Lew uciekł z zoo w popularnym wśród Polaków tureckim regionie Antalya!
Mrożące krew w żyłach sceny rozegrały się blisko kurortów pełnych turystów w południowej Turcji! W prowincji Antalya, popularnym miejscu urlopowym na śródziemnomorskim wybrzeżu, znajduje się prywatne zoo. Jedną z jego głównych atrakcji był dorodny samiec lwa imieniem Zeus. Niestety, w miniony weekend jakimś sposobem drapieżnik zdołał wydostać się ze swojego wybiegu i uciec z zoo. Efekty były dramatyczne. Zdezorientowane, rozjuszone zwierzę dopadło przypadkiem spotkanego mężczyznę, rolnika, który akurat podlewał swoje pole i atak lwa był ostatnią rzeczą, jakiej się spodziewał. 53-letni Suleyman Kir został ranny, ale na szczęście przeżył spotkanie z drapieżnikiem, choć jest w poważnym stanie. Zaczęła się wielka akcja poszukiwawcza z udziałem dronów i policji. Ostrzegano ludzi, by nie wychodzili z domów. Lew Zeus ostatecznie został namierzony w pobliżu Kumkoy i zastrzelony.
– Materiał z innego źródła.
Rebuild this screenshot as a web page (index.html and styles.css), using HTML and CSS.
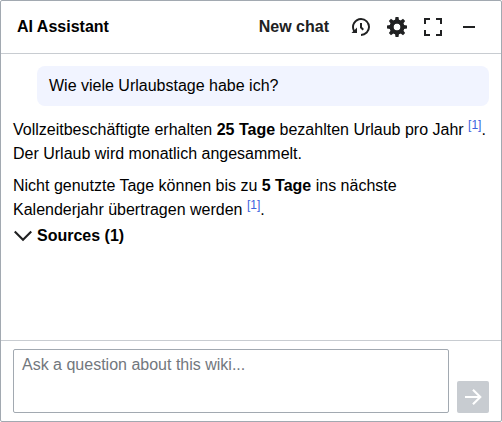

Trzy ataki lwów na ludzi w krótkim czasie. Jeden drapieżnik dopadł przechodniów, inny odgryzł rękę w zoo
To już trzecie takie zdarzenie na świecie w ciągu zaledwie paru dni. W niemal tym samym czasie lew odgryzł ramię kobiecie, która towarzyszyła pracownikom zoo Darling Downs w w australijskim stanie Queensland. Wcześniej w Pakistanie lew uciekł z domu swojego opiekuna i zaatakował przechodniów w Lahore. Zwierzę kilkoma susami pokonało ogrodzenie i dostało się parę metrów dalej, gdzie szła grupka przechodniów. Lew dopadł tych ludzi, na nagraniu widać, jak jedna z osób podnosi się i ucieka, inna próbuje jej pomóc. Potem nagranie się urywa. Jak pisze "Times of India", na szczęście wszystkie zaatakowane przez lwa osoby żyją, chociaż zostały podrapane. To kobieta wracająca ze sklepu i dwoje dzieci w wieku 5 i 7 lat, które szły z ojcem. Właściciele lwa sami go złapali i zabrali do domu. Zostali aresztowani, a lwa im odebrano.